**Code that builds pages**
== == ==
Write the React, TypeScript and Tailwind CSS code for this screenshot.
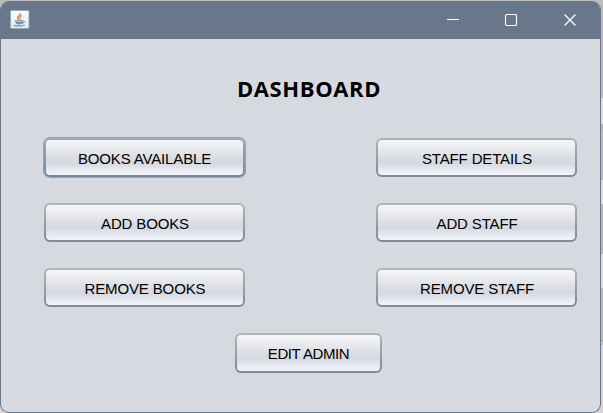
import React from "react";
import clsx from "clsx";

function JavaIcon() {
  return (
    <svg width="20" height="20" viewBox="0 0 20 20" fill="none">
      <defs>
        <linearGradient id="tile" x1="0" y1="0" x2="0" y2="1">
          <stop offset="0" stopColor="#ffffff" />
          <stop offset="1" stopColor="#e3e8ec" />
        </linearGradient>
      </defs>
      <rect x="0.5" y="0.5" width="18.5" height="18" rx="1" fill="url(#tile)" stroke="#8fa9bd" />
      <path d="M10.200 3.200c1.200 2-3.200 2.800-2.400 4.600.3.900 1 1.400 1.500 2" stroke="#e5843f" strokeWidth="1.700" />
      <path d="M12 5.600c-2.600.9-2.700 1.600-1.700 2.600.5.700.1 1.300-.4 1.800" stroke="#eb9455" strokeWidth="1.300" />
      <path d="M5 10.900h7.500M5.800 11.400c.3 2.500 1.300 2.500 3.300 2.500s3-.1 3.300-2.500M6.200 12.700h5.800" stroke="#7192a9" strokeWidth="1.200" />
      <path d="M12.700 10.900c2.500-.5 2.300 2-.5 2.300" stroke="#55809f" strokeWidth="1" />
      <path d="M4 14.800c-.5 1.500 9.500 1.600 10.800-.1" stroke="#7598b1" strokeWidth="1.200" />
    </svg>
  );
}

function ActionButton({ label, focused = false, small = false }: { label: string; focused?: boolean; small?: boolean }) {
  return (
    <button
      className={clsx(
        "block rounded-[6px] bg-linear-to-b p-[2px]",
        small ? "h-10 w-[147px] tracking-[-0.42px]" : "h-[39px] w-[201px] tracking-[-0.14px]",
        focused
          ? "from-[#9aacbe] to-[#73889d] shadow-[0_0_0_1px_#84a6c7]"
          : "from-[#b1b5ba] to-[#85898f]",
      )}
    >
      <span
        className={clsx(
          "flex h-full w-full items-center justify-center rounded-[4px] bg-[linear-gradient(to_bottom,#f5f6f8_0%,#e7e9ec_28%,#d7dae0_58%,#d7dae1_68%,#e9ecf4_88%,#f3f5fc_100%)] pt-px text-[15px] leading-none whitespace-nowrap text-black",
          !focused && !small && "pl-px",
        )}
      >
        {label}
      </span>
    </button>
  );
}

export default function App() {
  return (
    <div className="h-[413px] w-[603px] overflow-hidden bg-[linear-gradient(to_bottom,#bcbcbc_0px,#bcbcbc_98px,#deded9_98px,#deded9_124px,#b0b0ad_124px,#bcbcbc_132px,#bcbcbc_180px,#deded9_180px,#deded9_204px,#b8b8b7_204px,#b8b8b7_254px,#deded9_254px,#deded9_288px,#bcbcbb_288px,#bcbcbb_340px,#d49b43_340px,#d49b43_341px,#bfc0d0_341px,#bfc0d0_345px,#d6d5d2_345px)] pt-px font-['Liberation_Sans',Arial,sans-serif]">
      <div className="flex h-[412px] w-[601px] flex-col overflow-hidden rounded-[9px] border border-t-0 border-[#687789] bg-[#d6d9e0]">
        <header className="flex h-[38px] shrink-0 items-center justify-between bg-[#687789] pr-[22px] pl-[9px]">
          <JavaIcon />
          <svg width="132" height="14" viewBox="0 0 132 14" fill="none" stroke="white">
            <path d="M1 6.500h12" />
            <rect x="59.500" y="1.500" width="11" height="11" rx="1.200" strokeWidth="1.150" />
            <path d="m118.500 1.500 11 11m0-11-11 11" strokeWidth="1.200" />
          </svg>
        </header>
        <main className="flex flex-col items-center">
          <h1 className="mt-[34px] h-[30px] pl-[17px] font-['Open_Sans','Noto_Sans',sans-serif] text-[22px] leading-[30px] font-bold tracking-[0.600px] text-black">
            DASHBOARD
          </h1>
          <div className="mt-[35px] grid grid-cols-[201px_201px] gap-x-[131px] gap-y-[26px] self-start pl-[43px]">
            <ActionButton label="BOOKS AVAILABLE" focused />
            <ActionButton label="STAFF DETAILS" />
            <ActionButton label="ADD BOOKS" />
            <ActionButton label="ADD STAFF" />
            <ActionButton label="REMOVE BOOKS" />
            <ActionButton label="REMOVE STAFF" />
          </div>
          <div className="mt-[26px] self-start pl-[234px]">
            <ActionButton label="EDIT ADMIN" small />
          </div>
        </main>
      </div>
    </div>
  );
}
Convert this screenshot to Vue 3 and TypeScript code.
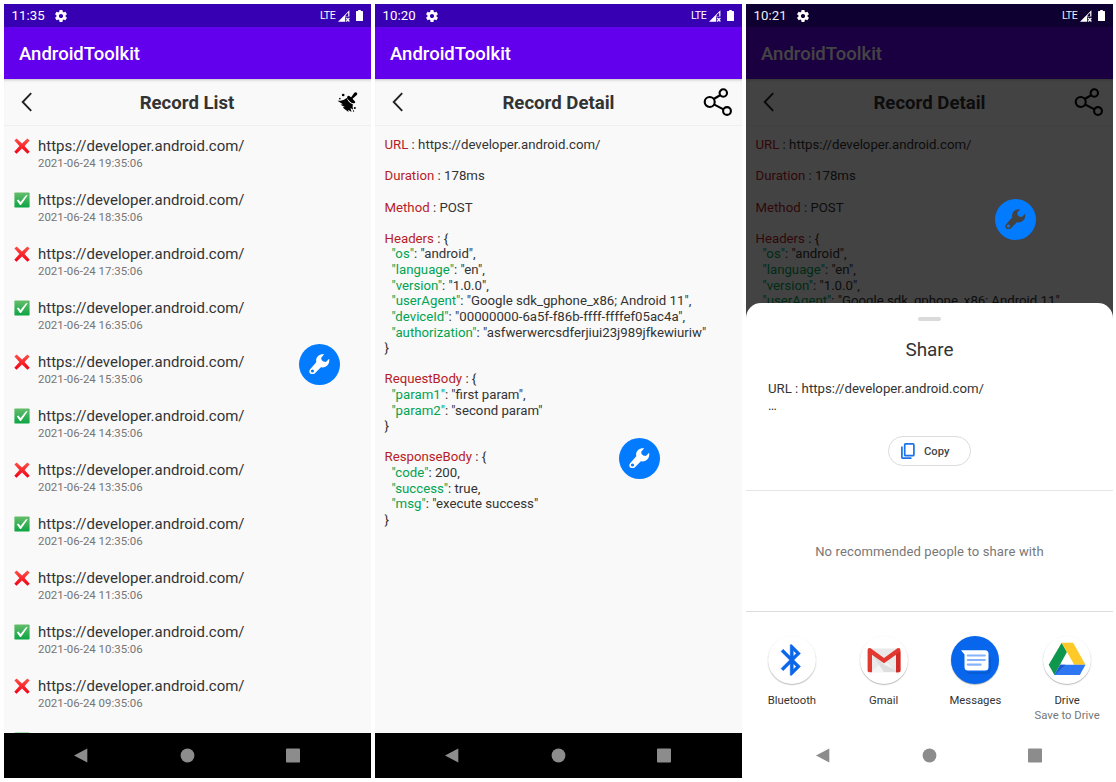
<script setup lang="ts">
interface LogRecord {
  ok: boolean
  time: string
}

interface DetailLine {
  title?: string
  key?: string
  text: string
}

interface Phone {
  id: string
  clock: string
  title: string
  kind: 'list' | 'detail' | 'share'
}

const phones: Phone[] = [
  { id: 'list', clock: '11:35', title: 'Record List', kind: 'list' },
  { id: 'detail', clock: '10:20', title: 'Record Detail', kind: 'detail' },
  { id: 'share', clock: '10:21', title: 'Record Detail', kind: 'share' },
]

const url = 'https://developer.android.com/'

const records: LogRecord[] = Array.from({ length: 12 }, (_, i) => ({
  ok: i % 2 === 1,
  time: `2021-06-24 ${String(19 - i).padStart(2, '0')}:35:06`,
}))

const lines: DetailLine[] = [
  { title: 'URL', text: ` : ${url}` },
  { text: '' },
  { title: 'Duration', text: ' : 178ms' },
  { text: '' },
  { title: 'Method', text: ' : POST' },
  { text: '' },
  { title: 'Headers', text: ' : {' },
  { key: '"os"', text: ': "android",' },
  { key: '"language"', text: ': "en",' },
  { key: '"version"', text: ': "1.0.0",' },
  { key: '"userAgent"', text: ': "Google sdk_gphone_x86; Android 11",' },
  { key: '"deviceId"', text: ': "00000000-6a5f-f86b-ffff-ffffef05ac4a",' },
  { key: '"authorization"', text: ': "asfwerwercsdferjiui23j989jfkewiuriw"' },
  { text: '}' },
  { text: '' },
  { title: 'RequestBody', text: ' : {' },
  { key: '"param1"', text: ': "first param",' },
  { key: '"param2"', text: ': "second param"' },
  { text: '}' },
  { text: '' },
  { title: 'ResponseBody', text: ' : {' },
  { key: '"code"', text: ': 200,' },
  { key: '"success"', text: ': true,' },
  { key: '"msg"', text: ': "execute success"' },
  { text: '}' },
]

const targets = [
  { id: 'bluetooth', name: 'Bluetooth', note: '' },
  { id: 'gmail', name: 'Gmail', note: '' },
  { id: 'messages', name: 'Messages', note: '' },
  { id: 'drive', name: 'Drive', note: 'Save to Drive' },
]
</script>

<template>
  <main class="board">
    <section v-for="p in phones" :key="p.id" class="phone" :class="p.kind">
      <div class="status">
        <div class="status-row">
          <span class="clock">{{ p.clock }}</span>
          <svg class="gear" viewBox="2 2 20 20">
            <path d="M19.43 12.98c.04-.32.07-.64.07-.98s-.03-.66-.07-.98l2.11-1.65c.19-.15.24-.42.12-.64l-2-3.46c-.12-.22-.39-.3-.61-.22l-2.49 1c-.52-.4-1.08-.73-1.69-.98l-.38-2.65C14.46 2.18 14.25 2 14 2h-4c-.25 0-.46.18-.49.42l-.38 2.65c-.61.25-1.17.59-1.69.98l-2.49-1c-.23-.09-.49 0-.61.22l-2 3.46c-.13.22-.07.49.12.64l2.11 1.65c-.04.32-.07.65-.07.98s.03.66.07.98l-2.11 1.65c-.19.15-.24.42-.12.64l2 3.46c.12.22.39.3.61.22l2.49-1c.52.4 1.08.73 1.69.98l.38 2.65c.03.24.24.42.49.42h4c.25 0 .46-.18.49-.42l.38-2.65c.61-.25 1.17-.59 1.69-.98l2.49 1c.23.09.49 0 .61-.22l2-3.46c.12-.22.07-.49-.12-.64l-2.11-1.65zM12 15.5c-1.93 0-3.5-1.57-3.5-3.5s1.57-3.5 3.5-3.5 3.5 1.57 3.5 3.5-1.57 3.5-3.5 3.5z" />
          </svg>
          <span class="lte">LTE</span>
          <svg class="signal" viewBox="0 0 12 12">
            <path d="M0 11.7 11.4.3V6.4H7.2v5.3Z" fill="#fff" />
            <path d="M7.6 6.3V5.2l2.6-2.6v3.7Z" class="signal-off" />
            <path d="m8.2 8 3.2 3.5m0-3.5-3.2 3.5" stroke="#fff" stroke-width="1.2" />
          </svg>
          <svg class="battery" viewBox="0 0 7 11">
            <path d="M2.2 0h2.6v1.1H6.4q.6 0 .6.6v8.7q0 .6-.6.6H.6q-.6 0-.6-.6V1.7q0-.6.6-.6h1.6Z" fill="#fff" />
          </svg>
        </div>
      </div>
      <header class="appbar">AndroidToolkit</header>
      <div class="titlebar">
        <svg class="back" viewBox="0 0 12 20">
          <path d="M10.2 1.2 1.7 10l8.5 8.8" fill="none" stroke="#222" stroke-width="1.9" />
        </svg>
        <h1>{{ p.title }}</h1>
        <svg v-if="p.kind === 'list'" class="broom" viewBox="0 0 60 60">
          <path d="M50 3q4-4 8-1 3 4-1 8L45 20l8 9q1 5-4 5-6 0-11-5l-8-8q-3-6 1-9 4-2 7 2l3 2Z" />
          <path d="M28 18q3 13 18 19-2 10 1 16l-8-5 3 12-10-7 1 7-13-10-4-4 6-1-13-7 7-1L0 26l10 0q10-1 18-8Z" />
          <circle cx="17" cy="9" r="4" /><circle cx="7" cy="20" r="2.4" />
          <circle cx="52" cy="48" r="3.2" /><circle cx="48" cy="57" r="2" />
        </svg>
        <svg v-else class="share-icon" viewBox="0 0 30 30">
          <g fill="none" stroke="#000" stroke-width="2.1">
            <circle cx="6.7" cy="15" r="5" />
            <circle cx="20.3" cy="6" r="3.7" />
            <circle cx="24" cy="24" r="3.9" />
            <path d="m10.7 12 6.8-4M10.9 17.4l9.6 5" />
          </g>
        </svg>
      </div>

      <ul v-if="p.kind === 'list'" class="records">
        <li v-for="r in records" :key="r.time">
          <svg v-if="r.ok" class="mark" viewBox="0 0 16 16">
            <defs>
              <linearGradient id="leaf" x1="0" y1="0" x2="0" y2="1">
                <stop offset="0" stop-color="#66bd6b" /><stop offset="1" stop-color="#0ca543" />
              </linearGradient>
            </defs>
            <rect x=".4" y=".4" width="15.2" height="15.2" rx=".8" fill="url(#leaf)" />
            <path d="m2.8 8.3 1.6-.9 2.1 2.7L12 3.2h1.7L7 13H6Z" fill="#fff" />
          </svg>
          <svg v-else class="mark" viewBox="0 0 16 16">
            <defs>
              <linearGradient id="flame" x1="0" y1="0" x2="0" y2="1">
                <stop offset="0" stop-color="#ff5148" /><stop offset="1" stop-color="#f20016" />
              </linearGradient>
            </defs>
            <path d="M2.6.4 8 5.5 13.4.4l2.2 2L10.6 8l5.1 5.8-2.2 1.9L8 10.6l-5.5 5.1-2.2-1.9L5.4 8 .4 2.4Z" fill="url(#flame)" />
          </svg>
          <div>
            <p class="link">{{ url }}</p>
            <p class="time">{{ r.time }}</p>
          </div>
        </li>
      </ul>
      <div v-else class="detail-text">
        <div v-for="(l, i) in lines" :key="i" class="line" :class="{ nested: l.key }"><span v-if="l.title" class="name">{{ l.title }}</span><span v-if="l.key" class="key">{{ l.key }}</span>{{ l.text }}</div>
      </div>

      <div v-if="p.kind === 'share'" class="scrim"></div>
      <div class="fab">
        <svg viewBox="0 0 62 62">
          <path fill-rule="evenodd" d="M46 1C31-1 19 9 22 25L4 45c-5 6-3 12 0 14 4 4 10 3 14-1l18-18c14 3 28-8 25-26L51 24l-8-1-5-5-1-7ZM10.500 56.200a4.700 4.700 0 1 1 0-9.400 4.700 4.700 0 0 1 0 9.400Z" />
        </svg>
      </div>

      <div v-if="p.kind === 'share'" class="sheet">
        <div class="grip"></div>
        <h2>Share</h2>
        <p class="preview">URL : {{ url }}<br />…</p>
        <button class="copy">
          <svg viewBox="0 0 14 16">
            <rect x="3.7" y=".9" width="9.2" height="11.8" rx="1" />
            <path d="M.9 3.6v10.6q0 1 1 1h8.6" />
          </svg>
          Copy
        </button>
        <div class="people">No recommended people to share with</div>
        <div class="targets">
          <div v-for="t in targets" :key="t.id" class="target">
            <div class="disc" :class="t.id">
              <svg v-if="t.id === 'bluetooth'" viewBox="0 0 48 48">
                <path transform="translate(5.4 5.6) scale(1.53)" fill="#0b66ea" stroke="#0b66ea" stroke-width=".3" d="M17.71 7.71L12 2h-1v7.59L6.41 5 5 6.41 10.59 12 5 17.59 6.41 19 11 14.41V22h1l5.71-5.71-4.3-4.29 4.3-4.29zM13 5.83l1.88 1.88L13 9.59V5.83zm1.88 10.46L13 18.17v-3.76l1.88 1.88z" />
              </svg>
              <svg v-else-if="t.id === 'gmail'" viewBox="0 0 48 48">
                <path d="M8 12.5h32v23.7H8Z" fill="#e9e9e9" />
                <path d="M11 36.2 24 24l13 12.2Z" fill="#f4f4f4" />
                <path d="m11 17 13 11.5L40 36H24Z" fill="#dedede" />
                <path d="M7.6 14.2q0-2 2-2.1 1 0 2 .8L24 22l12.400-9.100q1-.8 2-.8 2 .1 2 2.100v20.600q0 1.400-1.400 1.400h-3V18.700L24 27.200l-12-8.500v17.500H9q-1.400 0-1.400-1.400Z" fill="#e2382f" />
                <path d="M36 18.7v17.500h3q1.400 0 1.400-1.400V15.500Z" fill="#cf2a27" />
              </svg>
              <svg v-else-if="t.id === 'messages'" viewBox="0 0 48 48">
                <path d="m14 33 3 3h17q4 0 4-4V19l2 3v11q0 5-5 5H19q-4 0-5-5Z" fill="#0855c8" opacity=".6" />
                <path d="M10 14.200h24q3.500 0 3.500 3.500v13.200q0 3.500-3.500 3.500H17q-3.500 0-3.500-3.500V18.400Z" fill="#fff" />
                <path d="M16.800 19.500h17M16.800 24h17M16.800 28.600h12.800" stroke="#86b4fb" stroke-width="2.200" stroke-linecap="round" />
              </svg>
              <svg v-else viewBox="0 0 48 48">
                <path d="m18.700 6.700 5.200 9.300-12.500 23L5.700 28.800Z" fill="#0d964c" />
                <path d="M18.700 6.700h11.400l12.400 22H31.200Z" fill="#ffc928" />
                <path d="M17.300 28.700h25.200l-5.700 10.200H11.400Z" fill="#2f77f2" />
                <path d="M17.300 28.700h5.200L11.400 38.900Z" fill="#1d5bc6" />
              </svg>
            </div>
            <span class="target-name">{{ t.name }}</span>
            <span class="target-note">{{ t.note }}</span>
          </div>
        </div>
      </div>

      <nav class="navbar">
        <svg viewBox="0 0 367 45">
          <path d="M83.3 15.600v13.800L70 22.500Z" />
          <circle cx="183.5" cy="22.5" r="6.9" />
          <rect x="282" y="15.6" width="14" height="14" rx=".8" />
        </svg>
      </nav>
    </section>
  </main>
</template>

<style>
body {
  margin: 0;
  background: #fff;
}
</style>

<style scoped>
.board {
  display: flex;
  gap: 4px;
  box-sizing: border-box;
  width: 1116px;
  height: 782px;
  padding: 4px;
  overflow: hidden;
  font-family: Roboto, 'Liberation Sans', sans-serif;
  color: #333;
}
.board p,
.board h1,
.board h2,
.board ul {
  margin: 0;
  padding: 0;
}
.board svg {
  display: block;
}
.phone {
  position: relative;
  display: flex;
  flex-direction: column;
  flex: 0 0 367px;
  height: 774px;
  overflow: hidden;
  background: #f9f9f9;
}
.status {
  flex: 0 0 auto;
  height: 22.5px;
  background: #3700b3;
}
.status-row {
  position: relative;
  z-index: 3;
  display: flex;
  align-items: center;
  height: 23px;
  padding: 0 8px 0 7.5px;
  color: #fff;
}
.share .status-row {
  color: #eee;
}
.clock {
  width: 43px;
  font-size: 13.2px;
  letter-spacing: 0.1px;
}
.gear {
  width: 12px;
  height: 12px;
  fill: #fff;
}
.lte {
  margin-left: auto;
  font-size: 10.6px;
  letter-spacing: -0.35px;
}
.signal {
  width: 12px;
  height: 12px;
  margin-left: 2.5px;
}
.signal-off {
  fill: #3700b3;
}
.share .signal-off {
  fill: #15002f;
}
.battery {
  width: 7px;
  height: 11px;
  margin-left: 6px;
}
.appbar {
  flex: 0 0 auto;
  height: 52.5px;
  box-sizing: border-box;
  padding-left: 15px;
  line-height: 54px;
  font-size: 18.5px;
  font-weight: 500;
  color: #fff;
  background: #6200ee;
}
.titlebar {
  display: flex;
  align-items: center;
  flex: 0 0 auto;
  height: 46.5px;
  box-sizing: border-box;
  padding: 0 9px 0 17px;
  border-bottom: 1px solid #efefef;
  box-shadow: inset 0 3px 3px -2px rgba(0, 0, 0, 0.22);
}
.back {
  width: 12px;
  height: 20px;
}
.titlebar h1 {
  flex: 1;
  padding-top: 2px;
  text-align: center;
  font-size: 18.6px;
  line-height: 22px;
  font-weight: 700;
}
.back + h1 {
  padding-left: 10px;
}
.list .titlebar {
  padding-right: 13px;
}
.list .back + h1 {
  padding-left: 4px;
}
.broom {
  width: 21px;
  height: 20px;
}
.share-icon {
  width: 30px;
  height: 30px;
}
.records {
  flex: 1 1 0;
  min-height: 0;
  overflow: hidden;
  list-style: none;
}
.records li {
  display: flex;
  gap: 8.5px;
  height: 54px;
  box-sizing: border-box;
  padding: 10px 10px 0 9.5px;
}
.mark {
  width: 16px;
  height: 16px;
  margin-top: 2px;
}
.link {
  font-size: 14.97px;
  line-height: 20px;
}
.time {
  padding-top: 1px;
  font-size: 11.45px;
  line-height: 14px;
  color: #757575;
}
.detail-text {
  flex: 1 1 0;
  min-height: 0;
  overflow: hidden;
  padding: 11.7px 9px 0 9.5px;
  font-size: 13.23px;
  line-height: 15.62px;
}
.line {
  height: 15.62px;
  white-space: pre;
}
.line.nested {
  padding-left: 7px;
}
.name {
  color: #b71c26;
}
.key {
  color: #00a352;
}
.scrim {
  position: absolute;
  z-index: 1;
  inset: 0;
  background: rgba(0, 0, 0, 0.735);
}
.fab {
  position: absolute;
  z-index: 2;
  left: 295.2px;
  top: 339.5px;
  display: flex;
  align-items: center;
  justify-content: center;
  width: 41px;
  height: 41px;
  border-radius: 50%;
  background: #037bff;
}
.detail .fab {
  left: 244.2px;
  top: 433.5px;
}
.share .fab {
  left: 249px;
  top: 194.5px;
}
.fab svg {
  width: 20.5px;
  height: 20.5px;
  fill: #fff;
}
.share .fab svg {
  fill: #424242;
}
.sheet {
  position: absolute;
  z-index: 4;
  left: 0;
  right: 0;
  top: 298.5px;
  bottom: 0;
  display: flex;
  flex-direction: column;
  align-items: center;
  background: #fff;
  border-radius: 15px 15px 0 0;
}
.grip {
  width: 23px;
  height: 4px;
  margin-top: 14.5px;
  border-radius: 2px;
  background: #dadada;
}
.sheet h2 {
  margin-top: 17px;
  font-size: 18.9px;
  line-height: 24px;
  font-weight: 400;
}
.sheet .preview {
  align-self: stretch;
  margin-top: 17.5px;
  padding-left: 22px;
  font-size: 13.23px;
  line-height: 17px;
}
.copy {
  display: flex;
  align-items: center;
  gap: 9px;
  box-sizing: border-box;
  width: 83px;
  height: 30px;
  margin-top: 22px;
  padding: 1px 0 0 12px;
  border: 1px solid #dcdcdc;
  border-radius: 15px;
  background: #fff;
  font: 500 11.2px Roboto, sans-serif;
  color: #444;
}
.copy svg {
  width: 14px;
  height: 16px;
  fill: none;
  stroke: #1a73e8;
  stroke-width: 1.7;
}
.people {
  align-self: stretch;
  box-sizing: border-box;
  height: 122px;
  margin-top: 24px;
  border-top: 1.5px solid #e4e4e4;
  border-bottom: 1px solid #dcdcdc;
  text-align: center;
  font-size: 13.05px;
  line-height: 121px;
  letter-spacing: 0.12px;
  color: #777;
}
.targets {
  display: flex;
  align-self: stretch;
  padding-top: 24px;
}
.target {
  display: flex;
  flex-direction: column;
  align-items: center;
  flex: 1;
}
.disc {
  width: 48px;
  height: 48px;
  border-radius: 50%;
  background: #fff;
  box-shadow: 0 0.8px 1.2px rgba(0, 0, 0, 0.35);
}
.disc.messages {
  background: #0766ec;
}
.target-name,
.target-note {
  font-size: 11.3px;
  line-height: 15px;
}
.target-name {
  margin-top: 9px;
}
.target-note {
  color: #777;
}
.navbar {
  position: relative;
  z-index: 5;
  flex: 0 0 45px;
  background: #000;
}
.navbar svg {
  width: 367px;
  height: 45px;
  fill: #8c8c8c;
}
.share .navbar {
  background: #fff;
}
</style>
== == ==
**Goal of the exercise**
Restate exactly, please, only the lines between the start of the data and the line containing "import clsx from", both ends included, skipping the pictures.

**Result of the exercise**
Write the React, TypeScript and Tailwind CSS code for this screenshot.
import React from "react";
import clsx from "clsx";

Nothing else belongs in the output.